NBC4 ANCHOR: I don’t recall
anything like this. Pearl Harbor happened a month before I was born and I hear
my parents talk about that as a seminal event in their lives all the time. I’m
not aware of anything like this in the United States before. Americans are now
— I think it’s fair to say — really scared. Should we be?
NBC4 ANCHOR: This is a day that
will change our lives, isn’t it?
PAUL BREMER: It is a day that
will change our lives, and it’s a day when the war that the terrorists declared
on the United States — and after all, they did declare a war on us — has been
brought home to the United States in a much more dramatic way than we’ve seen
before, so it will change our lives.
(SOURCE: Paul Bremer interview, NBC)
9/11 Insider Trading
On September 12, 2001, before the dust had even settled on Ground Zero, the
Securities and Exchange Commission opened an investigation into a chilling
proposition: that an unknown group of traders with advance knowledge of the
9/11 plot had made millions betting against the companies involved in the
attacks.
ANTONIO MORA: “What many Wall Street
analysts believe is that the terrorists made bets that a number of stocks would
see their prices fall.

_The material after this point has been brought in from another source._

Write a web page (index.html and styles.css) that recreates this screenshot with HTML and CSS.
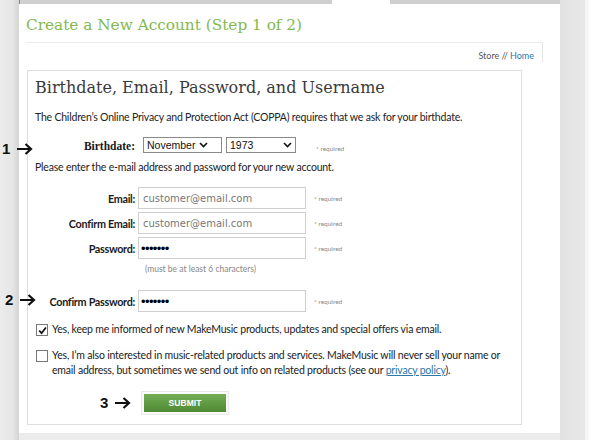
FILE: index.html
```html
<!DOCTYPE html>
<html>
<head>
<meta charset="utf-8">
<link rel="stylesheet" href="styles.css">
</head>
<body>
<div class="side-left"></div>
<div class="panel-col">
  <div class="topband"><div class="tab"></div></div>
  <div class="panel">
    <h1 class="title">Create a New Account (Step 1 of 2)</h1>
    <div class="crumbs">Store // <a class="crumb-link" href="#">Home</a></div>
    <form class="box">
      <h2 class="heading">Birthdate, Email, Password, and Username</h2>
      <p class="para">The Children’s Online Privacy and Protection Act (COPPA) requires that we ask for your birthdate.</p>
      <div class="row row-birth">
        <span class="marker marker-1">1<svg class="arrow" width="17" height="12" viewBox="0 0 17 12"><path d="M1 6 H15 M9.5 1 L15 6 L9.5 11" fill="none" stroke="#111" stroke-width="2.2"/></svg></span>
        <span class="label label-serif">Birthdate:</span>
        <div class="selects">
          <div class="select select-month"><span>November</span><svg class="chev" width="9" height="6" viewBox="0 0 9 6"><path d="M1 1 L4.5 4.5 L8 1" fill="none" stroke="#111" stroke-width="1.6"/></svg></div>
          <div class="select select-year"><span>1973</span><svg class="chev" width="9" height="6" viewBox="0 0 9 6"><path d="M1 1 L4.5 4.5 L8 1" fill="none" stroke="#111" stroke-width="1.6"/></svg></div>
        </div>
        <span class="req req-birth">* required</span>
      </div>
      <p class="para para-2">Please enter the e-mail address and password for your new account.</p>
      <div class="fields">
        <div class="row">
          <span class="label">Email:</span>
          <input class="input" type="text" value="customer@email.com">
          <span class="req">* required</span>
        </div>
        <div class="row">
          <span class="label">Confirm Email:</span>
          <input class="input" type="text" value="customer@email.com">
          <span class="req">* required</span>
        </div>
        <div class="row">
          <span class="label">Password:</span>
          <input class="input input-pw" type="password" value="abcdefg">
          <span class="req">* required</span>
        </div>
      </div>
      <div class="hint">(must be at least 6 characters)</div>
      <div class="row row-cpw">
        <span class="marker marker-2">2<svg class="arrow" width="17" height="12" viewBox="0 0 17 12"><path d="M1 6 H15 M9.5 1 L15 6 L9.5 11" fill="none" stroke="#111" stroke-width="2.2"/></svg></span>
        <span class="label">Confirm Password:</span>
        <input class="input input-pw" type="password" value="abcdefg">
        <span class="req">* required</span>
      </div>
      <div class="check check-1">
        <span class="cbox"><svg width="9" height="9" viewBox="0 0 9 9"><path d="M1.2 4.6 L3.6 7.2 L7.9 1.4" fill="none" stroke="#111" stroke-width="1.7"/></svg></span>
        <span class="check-text">Yes, keep me informed of new MakeMusic products, updates and special offers via email.</span>
      </div>
      <div class="check check-2">
        <span class="cbox"></span>
        <span class="check-text check-text-2">Yes, I’m also interested in music-related products and services. MakeMusic will never sell your name or email address, but sometimes we send out info on related products (see our <a class="link" href="#">privacy policy</a>).</span>
      </div>
      <div class="submit-row">
        <span class="marker-3">3<svg class="arrow" width="17" height="12" viewBox="0 0 17 12"><path d="M1 6 H15 M9.5 1 L15 6 L9.5 11" fill="none" stroke="#111" stroke-width="2.2"/></svg></span>
        <span class="btn-wrap"><button class="btn" type="button">SUBMIT</button></span>
      </div>
    </form>
  </div>
</div>
<div class="side-right"><div class="side-edge"></div></div>
</body>
</html>
```
FILE: styles.css
```css
html, body {
  margin: 0;
  padding: 0;
}
body {
  width: 589px;
  height: 440px;
  overflow: hidden;
  display: flex;
  background: #ececec;
  font-family: Lato, "Liberation Sans", sans-serif;
  color: #222;
}
.side-left {
  width: 19px;
  flex: none;
  background: linear-gradient(to right, #ececec 0%, #e6e6e6 65%, #d4d4d4 100%);
}
.side-right {
  width: 29px;
  flex: none;
  display: flex;
  justify-content: flex-end;
  background: linear-gradient(to right, #e2e2e2, #e9e9e9);
}
.side-edge {
  width: 4px;
  background: #f6f6f6;
}
.panel-col {
  width: 541px;
  flex: none;
  display: flex;
  flex-direction: column;
}
.topband {
  height: 4px;
  background: #cfcfcf;
  border-left: 1px solid #888;
}
.tab {
  margin-left: 312px;
  width: 58px;
  height: 4px;
  background: #fff;
}
.panel {
  background: #fff;
  height: 429px;
  padding: 0 17px 0 7px;
}
.title {
  margin: 11px 0 0;
  font-family: "DejaVu Serif", serif;
  font-weight: normal;
  font-size: 15.3px;
  line-height: 20px;
  color: #84b94f;
  padding-bottom: 7px;
  border-bottom: 1px solid #ececec;
}
.crumbs {
  height: 12px;
  padding: 7px 8px 0 0;
  text-align: right;
  font-size: 9px;
  line-height: 12px;
  color: #555;
  border-right: 1px solid #e6e6e6;
}
.crumb-link {
  color: #2b77a8;
  text-decoration: none;
}
.box {
  margin: 8px 21px 0 1px;
  border: 1px solid #dedede;
  padding: 6px 8px 9px 7px;
  position: relative;
}
.heading {
  margin: 0;
  font-family: "DejaVu Serif", serif;
  font-weight: normal;
  font-size: 16px;
  line-height: 22px;
  color: #3a3a3a;
}
.para {
  margin: 10px 0 0;
  font-size: 10.5px;
  letter-spacing: -0.2px;
  line-height: 16px;
  color: #222;
}
.para-2 {
  margin-top: 6px;
}
.row {
  display: flex;
  align-items: center;
  position: relative;
}
.row-birth {
  margin-top: 12px;
  height: 16px;
}
.label {
  width: 100px;
  flex: none;
  text-align: right;
  font-weight: bold;
  font-size: 10.8px;
  letter-spacing: -0.3px;
  color: #1a1a1a;
}
.label-serif {
  font-family: "Liberation Serif", serif;
  font-size: 11.5px;
  letter-spacing: 0;
  position: relative;
  top: 1px;
}
.selects {
  display: flex;
  gap: 4px;
  margin-left: 8px;
}
.select {
  height: 14px;
  border: 1px solid #8a8a8a;
  display: flex;
  align-items: center;
  font-family: "Liberation Sans", Arial, sans-serif;
  font-size: 10.5px;
  color: #111;
  padding-left: 3px;
  box-sizing: content-box;
}
.select-month {
  width: 74px;
}
.select-month .chev {
  margin-left: auto;
  margin-right: 13px;
}
.select-year {
  width: 65px;
}
.select-year .chev {
  margin-left: auto;
  margin-right: 3px;
}
.req {
  font-size: 6.5px;
  color: #888;
  margin-left: 8px;
}
.req-birth {
  margin-left: 20px;
  position: relative;
  top: 3px;
}
.fields {
  margin-top: 12px;
  display: flex;
  flex-direction: column;
  gap: 3px;
}
.input {
  width: 168px;
  height: 22px;
  box-sizing: border-box;
  margin: 0 0 0 3px;
  border: 1px solid #cfcfcf;
  padding: 0 0 0 4px;
  font-family: "DejaVu Sans", Verdana, sans-serif;
  font-size: 10px;
  color: #777;
  background: #fff;
  outline: none;
}
.input-pw {
  font-family: "Liberation Sans", Arial, sans-serif;
  font-size: 13px;
  color: #000;
  letter-spacing: -0.6px;
  padding-left: 2px;
}
.hint {
  margin: 4px 0 0 110px;
  font-size: 8.5px;
  line-height: 12px;
  color: #888;
}
.row-cpw {
  margin-top: 15px;
}
.marker {
  position: absolute;
  display: flex;
  align-items: center;
  font-family: "Liberation Sans", Arial, sans-serif;
  font-weight: bold;
  font-size: 15px;
  line-height: 16px;
  color: #111;
  white-space: nowrap;
}
.marker-1 {
  left: -33px;
  top: 4px;
}
.marker-2 {
  left: -30px;
  top: 2px;
}
.arrow {
  margin-left: 6px;
  flex: none;
}
.check {
  display: flex;
  align-items: flex-start;
  font-size: 10.5px;
  letter-spacing: -0.2px;
  line-height: 15px;
  color: #1a1a1a;
}
.check-text-2 {
  max-width: 455px;
}
.check-1 {
  margin-top: 10px;
}
.check-2 {
  margin-top: 11px;
}
.cbox {
  width: 10px;
  height: 10px;
  border: 1px solid #777;
  flex: none;
  margin: 2px 4px 0 1px;
  display: flex;
  align-items: center;
  justify-content: center;
  background: #fff;
}
.link {
  color: #2b77a8;
}
.submit-row {
  margin-top: 13px;
  display: flex;
  align-items: center;
  padding-left: 65px;
}
.marker-3 {
  display: flex;
  align-items: center;
  font-family: "Liberation Sans", Arial, sans-serif;
  font-weight: bold;
  font-size: 15px;
  line-height: 16px;
  color: #111;
  width: 41px;
  white-space: nowrap;
}
.btn-wrap {
  display: flex;
  padding: 2px;
  border: 1px solid #e8e8e8;
  background: #fafafa;
}
.btn {
  width: 82px;
  height: 18px;
  border: none;
  padding: 0;
  background: linear-gradient(to bottom, #74ad55, #4d8a33);
  color: #fff;
  font-family: "Liberation Sans", Arial, sans-serif;
  font-weight: bold;
  font-size: 8.5px;
  letter-spacing: 0.1px;
}
```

They did so by buying what they call ‘puts.’ If you bet
right the rewards can be huge. The risks are also huge unless you know
something bad is going to happen to the company you’re betting against.
DYLAN RATIGAN: This could very
well be insider trading at the worst, most horrific, most evil use you’ve ever
seen in your entire life.
ANTONIO MORA: One example,
United Airlines. The Thursday before the attack more than two thousand
contracts betting that the stock would go down were purchased. Ninety times
more in one day than in three weeks. When the markets reopened, United’s stock
dropped, the price of the contracts soared and someone may have made a lot of
money, fast.
DYLAN RATIGAN: $180,000 turns
into $2.4 million when that plane hits the World Trade Center.
ANTONIO MORA: It’s almost the
same story with American Airlines.
DYLAN RATIGAN: That’s a
five-fold increase in the value of what was a $337,000 trade on Monday
(September 10, 2001).
ANTONIO MORA: All of a sudden
becomes what?
DYLAN RATIGAN: $1.8 million.
ANTONIO MORA: And there’s much
more, including an extraordinarily high number of bets against Morgan Stanley
and Marsh & McLennan, two of the World Trade Center’s biggest tenants.
Could this be a coincidence?
DYLAN RATIGAN: This would be
one of the most extraordinary coincidences in the history of mankind if it was
a coincidence.”
(SOURCE: 9/11 Wall Street Blames Put Option
Inside Trading On Terrorists)
Although
the put options on American and United Airlines are usually cited in reference
to the 9/11 insider trading, these trades only represent a fraction of the
suspicious trades leading up to the attack. Between August 20th and September
10th, abnormally large spikes in put option activity appeared in trades
involving dozens of different companies whose stocks plunged after the attack
including Boeing, Merrill Lynch, J.P. Morgan, Citigroup, Bank of America,
Morgan Stanley, Munich Re and the AXA Group.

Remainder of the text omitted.